Сама чужого не брала Харитина и на людскую совесть во всем полагалась. Справедливая была до тошноты и работящая. В отпуск сроду не ходила, руководству, если что не так, не молчала, напрямик высказывала недовольство. Хитрили колхозные начальники, больше нормы народу не писали трудодни. Люди бы еще работали и работали, ан нет. Да хоть бы легкой была та работа. С зари до зари в ноле на заготовке корма, потом бегом на ферму. А кукурузу вручную поливали. А стога какие вершили, глянешь вверх — голова закружится. Залезут бабы на скирду, как подумаешь слезать — хоть от обеда отказывайся. Зерно в поле хранили. Соломой обкладут ячмень или пшеничку, и зимует себе хлебушек без риска быть украденным, хоть и был у колхозников скудный стол.
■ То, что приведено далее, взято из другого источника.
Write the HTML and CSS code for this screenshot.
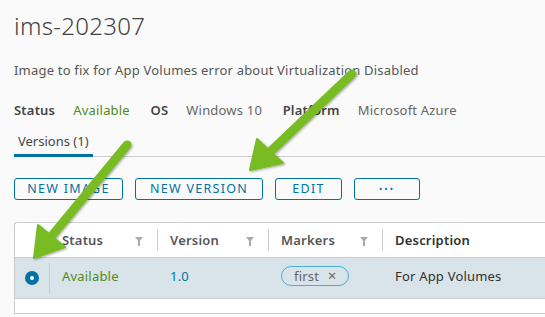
FILE: index.html
```html
<!DOCTYPE html>
<html lang="en">
<head>
    <meta charset="UTF-8">
    <title>ims-202307</title>
    <link rel="stylesheet" href="styles.css">
</head>
<body>
    <div class="page">
        <h1>ims-202307</h1>
        <p class="desc">Image to fix for App Volumes error about Virtualization Disabled</p>
        <div class="props">
            <span class="key">Status</span><span class="val ok">Available</span>
            <span class="key">OS</span><span class="val">Windows 10</span>
            <span class="key">Platform</span><span class="val">Microsoft Azure</span>
        </div>
        <div class="tabs">
            <span class="tab active">Versions (1)</span>
        </div>
        <div class="actions">
            <button class="btn w-image">NEW IMAGE</button>
            <button class="btn w-version">NEW VERSION</button>
            <button class="btn w-edit">EDIT</button>
            <button class="btn w-more">&bull;&bull;&bull;</button>
        </div>
        <div class="grid">
            <div class="row head">
                <div class="cell sel"></div>
                <div class="cell c-status">Status <span class="filter"></span></div>
                <div class="cell c-version">Version <span class="filter"></span></div>
                <div class="cell c-markers">Markers <span class="filter"></span></div>
                <div class="cell c-desc">Description</div>
            </div>
            <div class="row body">
                <div class="cell sel"><span class="radio"></span></div>
                <div class="cell c-status ok">Available</div>
                <div class="cell c-version link">1.0</div>
                <div class="cell c-markers"><span class="label">first <span class="x">&times;</span></span></div>
                <div class="cell c-desc">For App Volumes</div>
            </div>
        </div>
    </div>

    <svg class="arrows" width="545" height="317" viewBox="0 0 545 317">
        <defs>
            <filter id="shade" x="-20%" y="-20%" width="140%" height="140%">
                <feDropShadow dx="1" dy="1" stdDeviation="1.2" flood-color="#000" flood-opacity="0.35"/>
            </filter>
        </defs>
        <g fill="#78bb22" stroke="#78bb22" stroke-linejoin="round" filter="url(#shade)">
            <line x1="352" y1="74" x2="270" y2="152" stroke-width="9" stroke-linecap="round"/>
            <polygon points="250,170 257,139 283,163" stroke-width="2"/>
            <line x1="127" y1="145" x2="50" y2="238" stroke-width="9" stroke-linecap="round"/>
            <polygon points="34,258 38,225 65,247" stroke-width="2"/>
        </g>
    </svg>
</body>
</html>
```

FILE: styles.css
```css
body {
    margin: 0;
    background-color: #fafafa;
    font-family: 'Noto Sans', 'Open Sans', sans-serif;
    color: #565656;
    width: 545px;
    height: 317px;
    overflow: hidden;
    position: relative;
}
.page {
    padding: 0 0 0 14px;
}
h1 {
    margin: 0;
    padding-top: 10px;
    font-size: 24px;
    font-weight: 300;
    color: #444;
    line-height: 32px;
    letter-spacing: 0.3px;
}
.desc {
    margin: 20px 0 0;
    font-size: 13px;
    line-height: 16px;
    letter-spacing: 0.2px;
    color: #565656;
}
.props {
    margin-top: 24px;
    font-size: 13px;
    line-height: 16px;
    letter-spacing: 0.2px;
}
.key {
    font-weight: 600;
    color: #454545;
    margin-right: 18px;
}
.val {
    margin-right: 17px;
    color: #666;
}
.ok {
    color: #4f8a1c;
}
.tabs {
    margin-top: 14px;
    border-bottom: 1px solid #ccc;
    display: flex;
}
.tab {
    font-size: 13px;
    color: #454545;
    line-height: 18px;
    padding: 0 4px 4px;
    border-bottom: 3px solid #0072a3;
    margin-bottom: -1px;
}
.actions {
    display: flex;
    gap: 12px;
    margin-top: 21px;
}
.btn {
    height: 22px;
    border: 1px solid #0072a3;
    border-radius: 3px;
    background: transparent;
    color: #0072a3;
    font-family: inherit;
    font-size: 12.5px;
    letter-spacing: 1.3px;
    padding: 0;
    line-height: 20px;
}
.w-image { width: 109px; }
.w-version { width: 128px; }
.w-edit { width: 67px; }
.w-more { width: 66px; font-size: 9px; letter-spacing: 2px; }
.grid {
    margin-top: 22px;
    border: 1px solid #ccc;
    border-right: none;
    border-radius: 3px 0 0 0;
    background: #fff;
    height: 90px;
}
.row {
    display: flex;
    align-items: center;
}
.row.head {
    height: 34px;
    font-size: 13px;
    font-weight: 600;
    letter-spacing: 0.2px;
    color: #565656;
    border-bottom: 1px solid #ccc;
}
.row.body {
    height: 40px;
    background: #d9e4ea;
    border-bottom: 1px solid #ccc;
    font-size: 13px;
    letter-spacing: 0.2px;
}
.cell {
    position: relative;
    box-sizing: border-box;
    padding-left: 12px;
    display: flex;
    align-items: center;
    height: 100%;
}
.row.body .cell {
    padding-bottom: 4px;
}
.sel {
    width: 35px;
    padding: 0;
    justify-content: center;
}
.row.body .sel {
    border-right: 1px solid #ccc;
    height: 30px;
    padding-bottom: 0;
}
.c-status { width: 108px; }
.c-version { width: 111px; }
.c-markers { width: 114px; }
.c-desc { flex: 1; }
.row.head .c-status,
.row.head .c-version,
.row.head .c-markers {
    border-right: 1px solid #ccc;
    height: 22px;
}
.filter {
    position: absolute;
    right: 14px;
    top: 8px;
    width: 0;
    height: 0;
    border-left: 4px solid transparent;
    border-right: 4px solid transparent;
    border-top: 5px solid #aaa;
}
.filter::after {
    content: '';
    position: absolute;
    left: -1px;
    top: -1px;
    width: 2px;
    height: 5px;
    background: #aaa;
}
.radio {
    width: 14px;
    height: 14px;
    border-radius: 50%;
    background: #0072a3;
    position: relative;
}
.radio::after {
    content: '';
    position: absolute;
    left: 5px;
    top: 5px;
    width: 4px;
    height: 4px;
    border-radius: 50%;
    background: #fff;
}
.link {
    color: #0072a3;
}
.label {
    border: 1px solid #49afd9;
    border-radius: 10px;
    padding: 0 12px;
    font-size: 13px;
    line-height: 17px;
    color: #666;
}
.x {
    margin-left: 5px;
    font-size: 15px;
}
.c-desc {
    color: #313131;
}
.arrows {
    position: absolute;
    left: 0;
    top: 0;
}
```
— Лепешек из колюки напечешь, в кислое молоко опустишь — они почернееют, глядеть страшно, не то, чтобы есть, — вспоминает Харитина Ивановна. — Жили, не дай. Бог, кому из вас, молодых, повторить. Ишачили добре. Вот хоть бы папаша наш, Иван Егорович Шамшев. Взялись его раскулачивать: худобу имеет — две пары быков, коней, другую живность — кулак значит. Да какой же он кулак, если сам спины не разгибал, рубаху латаную да сапоги обрезанные имел. Какой же он кулак, ежели в колхоз засобирался, решил всю чисто скотину сдать, мол, без нее не бывать хозяйству. Помню, было тогда у нас два колхоза — казачий и мужичий, так мы просили папашу в мужичий подаваться, люди там помягче были да попонятливее. Добрый был наш папаша — и цыган, и бедных примоловал, со всеми делился. Был бы жив отец, легче было бы его семье, а то ведь все больше бабам да ребятишкам доставалось: посадят Харитинины мальчишки бабушку Пелагею Тихоновну в коляску и тарахтят с поклажей к самому Салу. Там у них капуста высажена, лунок 300, а то 400. К вечеру докладывают еле живые пацаны:» Мамка, нонче по казану в каждую вылили». А бывало, по два. Станет тяжелеть кочан, наладят воровать капусту ночные разбойники, отправляются тогда ребята караулить урожаи.
— Сами боялись, кобеля с собой брали, — все до мелочей помнит Харитина Ивановна. Особенно если начнет сравнивать нынешнюю жизнь с теми, далекими годами своей молодости. — Горя, слез, лишений было больше, а умел народ душу повеселить хорошей песней, пляской до упаду. Выйди на завалинку, обязательно услышишь чьи-то голоса, а нынче даже на свадьбах не поют. Хлеб в ту пору чуть не кровью давался, а разве ж цена ему была такой, как нынче,»совсем посказились», скажет сердито Харитина Ивановна про тех, кто смутил наше время, поставил все с ног на голову. На себя немного поворчит старуха, что первый раз в жизни не сажала этой весной картошку, силы не те. Жди теперь, когда готовое принесут. Это ж разве дело? Поворчит-похандрит и останется довольной: тепло в хате, уголек — не «перекати поле», горит славно, дети, внуки рядом. И не докучают, и не забывают. Вот пышечками к вечеру побалует всякого, кто появится на пороге. Поделилась и с нами рецептом: » Чайную ложку соды, сахарку, уксуса капни, простоквашки кружку — хороши будут пышки».
Ну вот, Харитина Ивановна, совсем не хотела посвящать газетчиков в свою судьбу. Судьбу, достойную благодарности потомков. Это вы, ваше поколение, заботливое, строгое, нежное, в хлопотах о детях создавали какую-то особенную атмосферу, позволявшую выжить несмотря ни на что. Еще и себя сохраняли, не позволяя опуститься и растеряться в этом мрачном, полном безнадёжности безисходности мире. Ради нашего состоявшегося будущего.